[start The records]

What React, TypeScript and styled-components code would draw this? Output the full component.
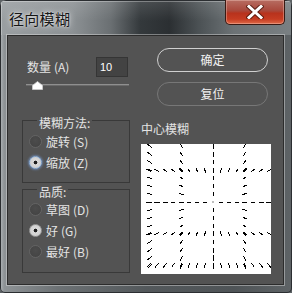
import React from 'react';
import styled, { createGlobalStyle } from 'styled-components';

const Global = createGlobalStyle`
  html, body { margin: 0; padding: 0; background: #5d6265; }
  body { font-family: "Noto Sans CJK SC", "Noto Sans", sans-serif; }
  * { box-sizing: border-box; }
`;

const Window = styled.div`
  width: 292px;
  height: 293px;
  display: flex;
  flex-direction: column;
  border-radius: 6px 6px 5px 5px;
  overflow: hidden;
  background: linear-gradient(90deg, #b3b8bb 0px, #8e9396 4px, #6c7174 20%, #53585b 50%, #4f5457 80%, #5e6366 100%);
  box-shadow: inset 0 0 0 1px #2b2e31;
`;

const TitleBar = styled.div`
  height: 35px;
  flex: none;
  display: flex;
  align-items: flex-start;
  padding: 0 7px 0 9px;
  background:
    linear-gradient(180deg, rgba(255,255,255,0.12), rgba(255,255,255,0) 60%),
    linear-gradient(90deg, #9a9fa2 0%, #8c9194 25%, #6a6f72 38%, #34393c 48%, #2b2f32 58%, #4b5154 68%, #6c7275 80%, #7a8083 100%);
  box-shadow: inset 1px 1px 0 #2b2e31, inset -1px 0 0 #2b2e31, inset 2px 2px 0 rgba(255,255,255,0.3);
`;

const Title = styled.div`
  margin-top: 9px;
  font-size: 15px;
  line-height: 20px;
  color: #161616;
  letter-spacing: 0.3px;
  text-shadow: 0 0 6px rgba(255,255,255,0.85), 0 0 2px rgba(255,255,255,0.7);
`;

const CloseButton = styled.div`
  margin-left: auto;
  width: 60px;
  height: 25px;
  border: 1px solid #3a1913;
  border-top: none;
  border-radius: 0 0 5px 5px;
  display: flex;
  align-items: center;
  justify-content: center;
  background: linear-gradient(180deg, #b76d62 0%, #a9483b 45%, #b8321d 55%, #c53c22 80%, #df6a48 100%);
  box-shadow: inset 0 0 0 1px rgba(255,220,210,0.35);
`;

const Client = styled.div`
  flex: 1;
  margin: 0 8px 8px 7px;
  background: #535353;
  border: 1px solid #2c2c2c;
  box-shadow: 0 0 0 1px rgba(225,225,225,0.45);
  display: flex;
  padding-left: 14px;
  color: #e4e4e4;
  font-size: 12px;
`;

const LeftColumn = styled.div`
  width: 108px;
  flex: none;
  padding-top: 21px;
  display: flex;
  flex-direction: column;
`;

const RightColumn = styled.div`
  width: 130px;
  flex: none;
  margin-left: 11px;
  padding-top: 12px;
  display: flex;
  flex-direction: column;
`;

const AmountRow = styled.div`
  height: 20px;
  display: flex;
  align-items: center;
  padding-left: 5px;
  padding-right: 2px;
`;

const Label = styled.span`
  font-size: 12px;
  line-height: 14px;
  color: #e4e4e4;
  white-space: nowrap;
`;

const Key = styled.span`
  margin-left: 3px;
`;

const NumberInput = styled.input`
  margin-left: auto;
  width: 32px;
  height: 20px;
  padding: 0 0 0 3px;
  border: 1px solid #353535;
  background: #434343;
  color: #ffffff;
  font-family: "Liberation Sans", Arial, sans-serif;
  font-size: 11px;
  outline: none;
`;

const Slider = styled.div`
  position: relative;
  margin-top: 4px;
  margin-left: 4px;
  width: 103px;
  height: 9px;
`;

const Track = styled.div`
  position: absolute;
  left: 0;
  right: 0;
  top: 3px;
  height: 2px;
  background: #8f8f8f;
  border-bottom: 1px solid #6a6a6a;
`;

const Thumb = styled.svg`
  position: absolute;
  top: 0;
`;

const Group = styled.div<{ $top: number; $height: number; $padTop: number }>`
  position: relative;
  margin-top: ${p => p.$top}px;
  height: ${p => p.$height}px;
  border: 1px solid #393939;
  padding: ${p => p.$padTop}px 0 0 6px;
  display: flex;
  flex-direction: column;
`;

const Legend = styled.span`
  position: absolute;
  top: -5px;
  left: 14px;
  padding: 0 2px;
  background: #535353;
  font-size: 12px;
  line-height: 14px;
  color: #e4e4e4;
`;

const RadioRow = styled.div`
  height: 21px;
  display: flex;
  align-items: center;
  gap: 4px;
`;

const RadioDot = styled.span<{ $checked?: boolean; $focus?: boolean }>`
  width: 13px;
  height: 13px;
  flex: none;
  border-radius: 50%;
  border: 1px solid ${p => (p.$focus ? '#8fb3de' : p.$checked ? '#9a9a9a' : '#646464')};
  background: ${p =>
    p.$checked
      ? 'radial-gradient(circle, #1e1e1e 0 1.6px, #dadada 2.2px, #c6c6c6 100%)'
      : 'radial-gradient(circle at 50% 40%, #4c4c4c, #424242)'};
  box-shadow: ${p => (p.$focus ? '0 0 2px 1px rgba(120,160,220,0.55)' : 'none')};
`;

const DialogButton = styled.button<{ $primary?: boolean }>`
  margin-left: 16px;
  width: 111px;
  height: 24px;
  flex: none;
  border-radius: 12px;
  border: ${p => (p.$primary ? '1.5px solid #d0d0d0' : '1px solid #777777')};
  background: transparent;
  color: #f2f2f2;
  font-family: "Noto Sans CJK SC", sans-serif;
  font-size: 12px;
  line-height: 14px;
  padding: 0;
  & + & {
    margin-top: 10px;
  }
`;

const CenterLabel = styled.div`
  margin-top: 16px;
  font-size: 12px;
  line-height: 14px;
  color: #e4e4e4;
`;

const Preview = styled.svg`
  margin-top: 8px;
  display: block;
  background: #ffffff;
`;

const CX = 72;
const CY = 58;
const STEP = 31.6;
const SIZE = 130;

function buildDashes(): string {
  const cols = [CX - 2 * STEP, CX - STEP, CX, CX + STEP];
  const rows = [CY - STEP, CY, CY + STEP, CY + 2 * STEP];
  const parts: string[] = [];
  const add = (x: number, y: number) => {
    const dx = x - CX;
    const dy = y - CY;
    const d = Math.hypot(dx, dy);
    if (d < 1) return;
    const len = 4 + d * 0.02;
    const ux = (dx / d) * (len / 2);
    const uy = (dy / d) * (len / 2);
    parts.push(`M${(x - ux).toFixed(1)} ${(y - uy).toFixed(1)}L${(x + ux).toFixed(1)} ${(y + uy).toFixed(1)}`);
  };
  for (const y of rows) {
    for (let k = -12; k <= 12; k++) {
      const x = CX + k * 8;
      if (x > 0 && x < SIZE) add(x, y);
    }
  }
  for (const x of cols) {
    for (let k = -12; k <= 12; k++) {
      const y = CY + k * 8;
      if (y > 0 && y < SIZE) add(x, y);
    }
  }
  return parts.join('');
}

const dashes = buildDashes();

const amount = 10;
const thumbLeft = Math.round(((amount - 1) / 99) * 103 - 3);

export default function App() {
  return (
    <>
      <Global />
      <Window>
        <TitleBar>
          <Title>径向模糊</Title>
          <CloseButton>
            <svg width="18" height="14" viewBox="0 0 18 14">
              <path d="M3 1.5L15 12.5M15 1.5L3 12.5" stroke="rgba(70,20,10,0.75)" strokeWidth="5" strokeLinecap="square" />
              <path d="M3 1.5L15 12.5M15 1.5L3 12.5" stroke="#ffffff" strokeWidth="3" strokeLinecap="square" />
            </svg>
          </CloseButton>
        </TitleBar>
        <Client>
          <LeftColumn>
            <AmountRow>
              <Label>数量<Key>(A)</Key></Label>
              <NumberInput value="10" readOnly />
            </AmountRow>
            <Slider>
              <Track />
              <Thumb width="11" height="9" viewBox="0 0 11 9" style={{ left: thumbLeft }}>
                <path d="M5.5 0.5L10.5 4.5V8.5H0.5V4.5Z" fill="#ffffff" stroke="#cfcfcf" strokeWidth="0.8" />
              </Thumb>
            </Slider>
            <Group $top={30} $height={63} $padTop={10}>
              <Legend>模糊方法:</Legend>
              <RadioRow>
                <RadioDot />
                <Label>旋转<Key>(S)</Key></Label>
              </RadioRow>
              <RadioRow>
                <RadioDot $checked $focus />
                <Label>缩放<Key>(Z)</Key></Label>
              </RadioRow>
            </Group>
            <Group $top={6} $height={84} $padTop={9}>
              <Legend>品质:</Legend>
              <RadioRow>
                <RadioDot />
                <Label>草图<Key>(D)</Key></Label>
              </RadioRow>
              <RadioRow>
                <RadioDot $checked />
                <Label>好<Key>(G)</Key></Label>
              </RadioRow>
              <RadioRow>
                <RadioDot />
                <Label>最好<Key>(B)</Key></Label>
              </RadioRow>
            </Group>
          </LeftColumn>
          <RightColumn>
            <DialogButton $primary>确定</DialogButton>
            <DialogButton>复位</DialogButton>
            <CenterLabel>中心模糊</CenterLabel>
            <Preview width={SIZE} height={SIZE} viewBox={`0 0 ${SIZE} ${SIZE}`}>
              <path d={dashes} stroke="#000000" strokeWidth="1" fill="none" shapeRendering="crispEdges" />
              <rect x={CX - 0.5} y={CY - 0.5} width="1" height="1" fill="#000" />
            </Preview>
          </RightColumn>
        </Client>
      </Window>
    </>
  );
}
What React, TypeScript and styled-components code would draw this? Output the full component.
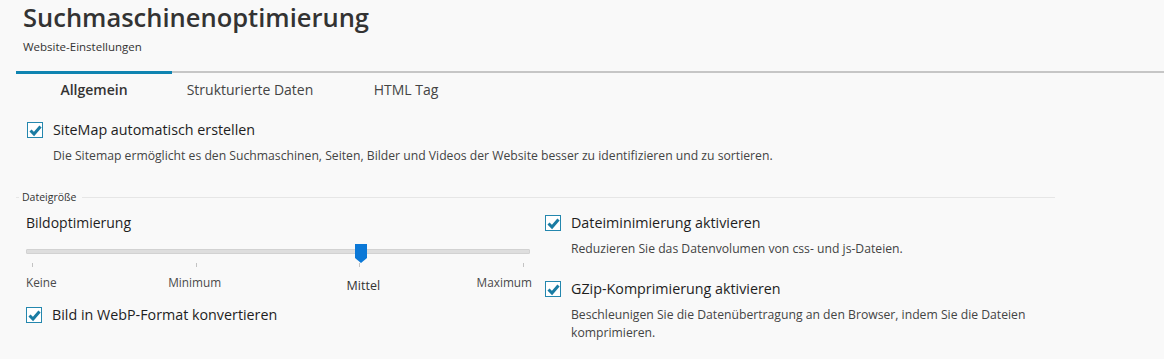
import { createGlobalStyle } from "styled-components";
import styled from "styled-components";

const GlobalStyle = createGlobalStyle`
  body {
    margin: 0;
    background: #f9f9f9;
    font-family: "Open Sans", "Noto Sans", sans-serif;
    color: #1e1e1e;
  }
`;

const color = {
  accent: "#0f84b1",
  check: "#1a7ca3",
  thumb: "#0b78d7",
  line: "#c6c6c6",
  soft: "#e6e6e6",
  text: "#1e1e1e",
  muted: "#444",
};

const Page = styled.div`
  padding: 0 0 0 16px;
  width: 1148px;
  height: 359px;
  overflow: hidden;
`;

const Header = styled.header`
  padding: 2px 0 0 7px;
`;

const Title = styled.h1`
  margin: 0;
  font-size: 25.5px;
  line-height: 30px;
  font-weight: 600;
  color: #333;
`;

const Subtitle = styled.div`
  margin-top: 7px;
  font-size: 11.5px;
  line-height: 16px;
  color: #333;
`;

const TabBar = styled.nav`
  display: flex;
  margin-top: 16px;
  border-top: 2px solid ${color.line};
`;

const Tab = styled.div<{ $active?: boolean }>`
  width: 156px;
  margin-top: -2px;
  border-top: 3px solid ${(p) => (p.$active ? color.accent : "transparent")};
  padding-top: 6px;
  text-align: center;
  font-size: 14px;
  line-height: 20px;
  font-weight: ${(p) => (p.$active ? 600 : 400)};
  color: ${(p) => (p.$active ? "#333" : "#444")};
`;

const Content = styled.div`
  width: 1039px;
  padding-top: 20px;
`;

const OptionRow = styled.label`
  display: flex;
  align-items: center;
  gap: 10px;
  font-size: 14.3px;
  line-height: 20px;
  color: ${color.text};
`;

const Description = styled.p`
  margin: 7px 0 0 26px;
  font-size: 12.2px;
  line-height: 18px;
  color: ${color.muted};
`;

const Option = styled.div<{ $indent?: number; $top?: number }>`
  padding-left: ${(p) => p.$indent ?? 11}px;
  margin-top: ${(p) => p.$top ?? 0}px;
`;

const Fieldset = styled.fieldset`
  margin: 25px 0 0;
  padding: 0;
  border: none;
  border-top: 1px solid ${color.soft};
  min-width: 0;
`;

const Legend = styled.legend`
  margin-left: 3px;
  padding: 0 6px 0 3px;
  font-size: 10.5px;
  line-height: 14px;
  color: #333;
`;

const Columns = styled.div`
  display: grid;
  grid-template-columns: 504px 1fr;
  gap: 15px;
  padding-left: 10px;
  margin-top: 9px;
`;

const Column = styled.div`
  display: flex;
  flex-direction: column;
`;

const SliderLabel = styled.div`
  font-size: 14px;
  line-height: 20px;
  color: ${color.text};
`;

const Slider = styled.div`
  width: 504px;
  margin-top: 16px;
`;

const Track = styled.div`
  position: relative;
  height: 3px;
  background: #dedede;
  border: 1px solid #d2d2d2;
  border-radius: 1px;
`;

const Thumb = styled.svg`
  position: absolute;
  top: -6px;
  margin-left: -6px;
`;

const TickRow = styled.div`
  display: flex;
  justify-content: space-between;
  padding: 0 6px;
  margin-top: 9px;
`;

const Tick = styled.span`
  width: 1px;
  height: 4px;
  background: #c3c3c3;
`;

const StepRow = styled.div`
  display: flex;
  justify-content: space-between;
  padding: 0 6px;
  margin-top: 7px;
  height: 31px;
`;

const Step = styled.span<{ $align: "start" | "center" | "end"; $selected?: boolean }>`
  width: 0;
  display: flex;
  justify-content: ${(p) =>
    p.$align === "start" ? "flex-start" : p.$align === "end" ? "flex-end" : "center"};
  margin-left: ${(p) => (p.$align === "start" ? "-6px" : "0")};
  margin-right: ${(p) => (p.$align === "end" ? "-8px" : "0")};
  margin-top: ${(p) => (p.$selected ? "4px" : "0")};
  white-space: nowrap;
  font-size: ${(p) => (p.$selected ? "12.5px" : "11.8px")};
  line-height: 16px;
  color: ${(p) => (p.$selected ? "#333" : "#4a4a4a")};
`;

const Box = styled.span`
  display: inline-flex;
  align-items: center;
  justify-content: center;
  width: 16px;
  height: 16px;
  box-sizing: border-box;
  border: 1.5px solid #2487ae;
  background: #fff;
  flex-shrink: 0;
`;

function Checkbox() {
  return (
    <Box>
      <svg width="13" height="13" viewBox="0 0 13 13">
        <path
          d="M1.5 6.5 L5 10 L11.5 2.5"
          fill="none"
          stroke={color.check}
          strokeWidth="3"
          strokeLinejoin="miter"
        />
      </svg>
    </Box>
  );
}

const steps = ["Keine", "Minimum", "Mittel", "Maximum"];
const selectedStep = 2;

export default function App() {
  const thumbLeft = 6 + (selectedStep / (steps.length - 1)) * (504 - 12);

  return (
    <Page>
      <GlobalStyle />
      <Header>
        <Title>Suchmaschinenoptimierung</Title>
        <Subtitle>Website-Einstellungen</Subtitle>
      </Header>

      <TabBar>
        <Tab $active>Allgemein</Tab>
        <Tab>Strukturierte Daten</Tab>
        <Tab>HTML Tag</Tab>
      </TabBar>

      <Content>
        <Option>
          <OptionRow>
            <Checkbox />
            SiteMap automatisch erstellen
          </OptionRow>
          <Description>
            Die Sitemap ermöglicht es den Suchmaschinen, Seiten, Bilder und Videos der Website
            besser zu identifizieren und zu sortieren.
          </Description>
        </Option>

        <Fieldset>
          <Legend>Dateigröße</Legend>
          <Columns>
            <Column>
              <SliderLabel>Bildoptimierung</SliderLabel>
              <Slider>
                <Track>
                  <Thumb
                    width="12"
                    height="20"
                    viewBox="0 0 12 20"
                    style={{ left: thumbLeft }}
                  >
                    <path d="M0 0 H12 V14 L6 19 L0 14 Z" fill={color.thumb} />
                  </Thumb>
                </Track>
                <TickRow>
                  {steps.map((s) => (
                    <Tick key={s} />
                  ))}
                </TickRow>
                <StepRow>
                  {steps.map((s, i) => (
                    <Step
                      key={s}
                      $align={i === 0 ? "start" : i === steps.length - 1 ? "end" : "center"}
                      $selected={i === selectedStep}
                    >
                      {s}
                    </Step>
                  ))}
                </StepRow>
              </Slider>
              <Option $indent={0}>
                <OptionRow>
                  <Checkbox />
                  Bild in WebP-Format konvertieren
                </OptionRow>
              </Option>
            </Column>

            <Column>
              <Option $indent={0} $top={0}>
                <OptionRow>
                  <Checkbox />
                  Dateiminimierung aktivieren
                </OptionRow>
                <Description>Reduzieren Sie das Datenvolumen von css- und js-Dateien.</Description>
              </Option>
              <Option $indent={0} $top={21}>
                <OptionRow>
                  <Checkbox />
                  GZip-Komprimierung aktivieren
                </OptionRow>
                <Description>
                  Beschleunigen Sie die Datenübertragung an den Browser, indem Sie die Dateien
                  komprimieren.
                </Description>
              </Option>
            </Column>
          </Columns>
        </Fieldset>
      </Content>
    </Page>
  );
}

[end The records]

Prompt :: Extract from the material all lines containing the string "components".

Task output ::
What React, TypeScript and styled-components code would draw this? Output the full component.
import styled, { createGlobalStyle } from 'styled-components';
What React, TypeScript and styled-components code would draw this? Output the full component.
import { createGlobalStyle } from "styled-components";
import styled from "styled-components";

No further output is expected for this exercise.